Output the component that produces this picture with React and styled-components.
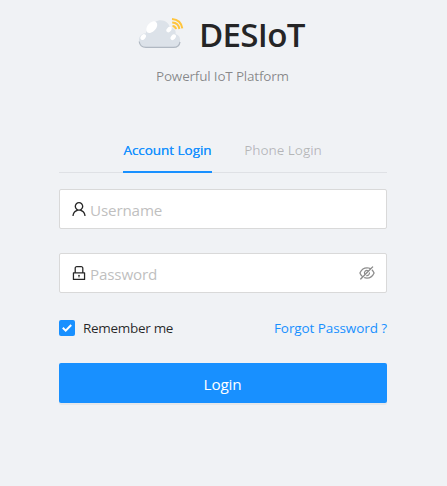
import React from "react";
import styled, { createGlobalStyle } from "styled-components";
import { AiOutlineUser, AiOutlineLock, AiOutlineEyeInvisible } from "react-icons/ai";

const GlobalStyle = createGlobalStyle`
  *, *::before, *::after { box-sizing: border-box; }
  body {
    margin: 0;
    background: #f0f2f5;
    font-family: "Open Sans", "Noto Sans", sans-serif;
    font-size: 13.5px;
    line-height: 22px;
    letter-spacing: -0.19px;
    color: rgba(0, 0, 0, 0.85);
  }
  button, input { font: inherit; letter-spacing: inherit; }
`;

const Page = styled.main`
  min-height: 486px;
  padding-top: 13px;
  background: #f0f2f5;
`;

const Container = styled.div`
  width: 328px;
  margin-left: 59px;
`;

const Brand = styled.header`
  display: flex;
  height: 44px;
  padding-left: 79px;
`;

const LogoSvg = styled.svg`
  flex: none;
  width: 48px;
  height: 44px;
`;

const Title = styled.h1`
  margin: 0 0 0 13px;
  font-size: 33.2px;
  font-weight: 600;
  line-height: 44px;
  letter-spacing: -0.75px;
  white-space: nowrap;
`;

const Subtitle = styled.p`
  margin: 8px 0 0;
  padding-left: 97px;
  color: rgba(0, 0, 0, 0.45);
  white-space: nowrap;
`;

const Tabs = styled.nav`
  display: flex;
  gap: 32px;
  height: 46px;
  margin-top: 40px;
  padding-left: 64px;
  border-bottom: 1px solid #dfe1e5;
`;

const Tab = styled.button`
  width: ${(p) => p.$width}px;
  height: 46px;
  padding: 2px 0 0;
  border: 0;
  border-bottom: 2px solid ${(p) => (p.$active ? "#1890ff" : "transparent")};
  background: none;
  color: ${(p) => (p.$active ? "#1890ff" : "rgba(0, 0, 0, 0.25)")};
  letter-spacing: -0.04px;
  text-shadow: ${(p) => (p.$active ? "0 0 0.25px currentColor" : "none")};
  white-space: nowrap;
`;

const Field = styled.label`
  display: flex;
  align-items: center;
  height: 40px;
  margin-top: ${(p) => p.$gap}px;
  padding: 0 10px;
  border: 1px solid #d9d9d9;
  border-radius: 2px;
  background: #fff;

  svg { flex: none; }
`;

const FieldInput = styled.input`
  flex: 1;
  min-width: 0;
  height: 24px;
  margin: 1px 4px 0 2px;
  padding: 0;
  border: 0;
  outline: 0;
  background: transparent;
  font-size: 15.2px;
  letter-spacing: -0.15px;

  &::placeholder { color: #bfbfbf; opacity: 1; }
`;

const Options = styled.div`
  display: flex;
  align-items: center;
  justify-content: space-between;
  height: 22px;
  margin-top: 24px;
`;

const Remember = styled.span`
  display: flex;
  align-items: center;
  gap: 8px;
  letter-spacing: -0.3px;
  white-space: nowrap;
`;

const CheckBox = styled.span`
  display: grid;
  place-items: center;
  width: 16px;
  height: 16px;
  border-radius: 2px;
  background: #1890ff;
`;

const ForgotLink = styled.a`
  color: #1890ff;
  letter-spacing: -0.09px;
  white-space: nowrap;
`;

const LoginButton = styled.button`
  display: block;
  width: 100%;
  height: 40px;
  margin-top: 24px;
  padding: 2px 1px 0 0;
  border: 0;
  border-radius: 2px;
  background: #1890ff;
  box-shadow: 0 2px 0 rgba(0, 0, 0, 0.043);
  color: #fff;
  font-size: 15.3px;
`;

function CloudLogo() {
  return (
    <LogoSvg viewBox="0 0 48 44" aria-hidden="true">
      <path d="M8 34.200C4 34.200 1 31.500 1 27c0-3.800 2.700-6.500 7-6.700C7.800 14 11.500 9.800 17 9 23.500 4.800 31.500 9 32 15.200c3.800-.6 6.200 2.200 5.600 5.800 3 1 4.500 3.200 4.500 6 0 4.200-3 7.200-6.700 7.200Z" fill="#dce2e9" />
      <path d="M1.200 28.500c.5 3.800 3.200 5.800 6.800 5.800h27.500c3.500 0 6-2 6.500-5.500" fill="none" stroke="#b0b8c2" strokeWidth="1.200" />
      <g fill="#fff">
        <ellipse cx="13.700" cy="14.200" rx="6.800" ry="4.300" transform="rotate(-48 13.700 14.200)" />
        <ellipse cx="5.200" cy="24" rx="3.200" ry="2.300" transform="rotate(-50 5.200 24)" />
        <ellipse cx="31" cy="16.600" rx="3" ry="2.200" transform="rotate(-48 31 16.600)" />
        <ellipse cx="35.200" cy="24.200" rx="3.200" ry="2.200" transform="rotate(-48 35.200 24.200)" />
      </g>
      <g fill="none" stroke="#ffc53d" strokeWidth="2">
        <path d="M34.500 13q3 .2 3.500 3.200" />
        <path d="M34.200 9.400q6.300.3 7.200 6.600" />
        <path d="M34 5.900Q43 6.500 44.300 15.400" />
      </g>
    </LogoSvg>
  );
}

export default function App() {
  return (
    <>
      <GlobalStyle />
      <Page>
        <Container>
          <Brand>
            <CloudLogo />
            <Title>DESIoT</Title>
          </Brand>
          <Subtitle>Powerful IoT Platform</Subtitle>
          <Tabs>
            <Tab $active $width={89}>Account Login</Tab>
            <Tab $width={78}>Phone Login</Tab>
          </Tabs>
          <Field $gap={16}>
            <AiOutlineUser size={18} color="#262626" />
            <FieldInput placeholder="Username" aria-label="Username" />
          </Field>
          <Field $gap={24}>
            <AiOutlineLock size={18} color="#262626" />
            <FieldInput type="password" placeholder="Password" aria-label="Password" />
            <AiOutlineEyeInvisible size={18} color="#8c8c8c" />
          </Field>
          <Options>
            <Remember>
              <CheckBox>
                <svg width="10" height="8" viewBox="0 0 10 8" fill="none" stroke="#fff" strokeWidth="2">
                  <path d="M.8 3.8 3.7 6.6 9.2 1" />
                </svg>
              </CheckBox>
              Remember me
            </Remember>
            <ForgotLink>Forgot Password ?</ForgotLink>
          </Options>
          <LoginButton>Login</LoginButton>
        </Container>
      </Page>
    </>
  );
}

---

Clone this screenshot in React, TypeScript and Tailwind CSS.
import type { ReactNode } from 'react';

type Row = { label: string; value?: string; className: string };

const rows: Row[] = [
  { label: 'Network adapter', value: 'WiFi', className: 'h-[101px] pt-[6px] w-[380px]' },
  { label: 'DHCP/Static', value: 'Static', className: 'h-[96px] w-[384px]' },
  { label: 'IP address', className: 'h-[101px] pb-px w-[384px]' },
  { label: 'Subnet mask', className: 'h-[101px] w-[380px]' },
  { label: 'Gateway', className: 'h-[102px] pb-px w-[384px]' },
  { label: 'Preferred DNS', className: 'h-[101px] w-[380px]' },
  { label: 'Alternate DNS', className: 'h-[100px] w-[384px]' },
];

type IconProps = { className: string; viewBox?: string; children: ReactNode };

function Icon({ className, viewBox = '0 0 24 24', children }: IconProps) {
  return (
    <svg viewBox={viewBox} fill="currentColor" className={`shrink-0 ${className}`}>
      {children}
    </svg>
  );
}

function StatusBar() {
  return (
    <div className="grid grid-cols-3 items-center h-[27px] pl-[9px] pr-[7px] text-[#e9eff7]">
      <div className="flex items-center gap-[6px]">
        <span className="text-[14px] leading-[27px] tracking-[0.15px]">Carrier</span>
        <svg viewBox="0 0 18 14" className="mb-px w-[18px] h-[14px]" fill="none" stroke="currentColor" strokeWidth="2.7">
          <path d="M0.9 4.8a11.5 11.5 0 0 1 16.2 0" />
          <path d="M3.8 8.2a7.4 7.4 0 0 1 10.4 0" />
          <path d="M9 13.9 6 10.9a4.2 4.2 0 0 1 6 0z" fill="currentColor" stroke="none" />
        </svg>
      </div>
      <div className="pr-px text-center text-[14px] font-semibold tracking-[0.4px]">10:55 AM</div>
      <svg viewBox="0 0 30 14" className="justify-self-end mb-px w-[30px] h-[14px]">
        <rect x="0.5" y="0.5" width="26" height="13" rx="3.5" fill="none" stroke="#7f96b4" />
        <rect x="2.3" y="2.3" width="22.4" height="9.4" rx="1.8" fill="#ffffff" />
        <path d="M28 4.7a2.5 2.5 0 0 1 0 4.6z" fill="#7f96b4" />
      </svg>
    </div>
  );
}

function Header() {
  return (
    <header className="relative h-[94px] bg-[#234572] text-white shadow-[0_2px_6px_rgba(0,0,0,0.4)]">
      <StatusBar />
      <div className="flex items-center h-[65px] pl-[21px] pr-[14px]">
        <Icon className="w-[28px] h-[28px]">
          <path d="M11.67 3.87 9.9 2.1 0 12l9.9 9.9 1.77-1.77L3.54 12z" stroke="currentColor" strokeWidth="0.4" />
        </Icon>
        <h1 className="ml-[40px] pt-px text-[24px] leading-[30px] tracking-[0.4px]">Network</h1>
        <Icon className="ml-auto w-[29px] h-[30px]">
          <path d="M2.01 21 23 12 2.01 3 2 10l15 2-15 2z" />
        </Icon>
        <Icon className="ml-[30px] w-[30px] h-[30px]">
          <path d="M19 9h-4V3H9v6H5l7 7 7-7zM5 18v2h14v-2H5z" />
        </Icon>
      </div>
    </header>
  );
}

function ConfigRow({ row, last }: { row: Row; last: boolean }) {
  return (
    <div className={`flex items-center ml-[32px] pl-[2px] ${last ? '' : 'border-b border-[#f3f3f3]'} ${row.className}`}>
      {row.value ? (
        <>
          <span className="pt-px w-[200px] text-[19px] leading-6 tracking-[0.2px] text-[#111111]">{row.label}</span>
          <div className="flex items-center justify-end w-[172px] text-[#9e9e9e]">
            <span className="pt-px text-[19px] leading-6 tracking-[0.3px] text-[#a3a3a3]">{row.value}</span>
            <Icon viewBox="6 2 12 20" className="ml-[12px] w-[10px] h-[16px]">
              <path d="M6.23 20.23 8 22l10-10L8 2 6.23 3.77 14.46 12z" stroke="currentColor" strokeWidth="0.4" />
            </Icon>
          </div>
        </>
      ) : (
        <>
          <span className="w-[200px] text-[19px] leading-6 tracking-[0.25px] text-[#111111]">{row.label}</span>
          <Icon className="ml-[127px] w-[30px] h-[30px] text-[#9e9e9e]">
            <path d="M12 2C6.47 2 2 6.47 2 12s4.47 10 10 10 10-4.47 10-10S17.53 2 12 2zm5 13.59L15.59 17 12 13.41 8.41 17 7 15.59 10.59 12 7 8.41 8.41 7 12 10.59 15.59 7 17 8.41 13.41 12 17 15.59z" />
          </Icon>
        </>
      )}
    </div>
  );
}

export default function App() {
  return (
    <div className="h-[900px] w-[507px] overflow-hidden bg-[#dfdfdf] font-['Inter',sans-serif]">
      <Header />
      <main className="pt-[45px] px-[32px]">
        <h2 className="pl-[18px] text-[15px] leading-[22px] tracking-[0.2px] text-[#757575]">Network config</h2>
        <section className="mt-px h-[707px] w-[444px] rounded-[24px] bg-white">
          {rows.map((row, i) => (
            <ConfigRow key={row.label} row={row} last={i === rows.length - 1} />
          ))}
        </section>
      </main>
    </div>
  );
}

Task objective | For the material above, give again only the lines starting at the line that contains "Output the component" and ending at the line that contains "AiOutlineUser, AiOutlineLock, AiOutlineEyeInvisible". Pictures do not belong in the copy.

Exercise answer |
Output the component that produces this picture with React and styled-components.
import React from "react";
import styled, { createGlobalStyle } from "styled-components";
import { AiOutlineUser, AiOutlineLock, AiOutlineEyeInvisible } from "react-icons/ai";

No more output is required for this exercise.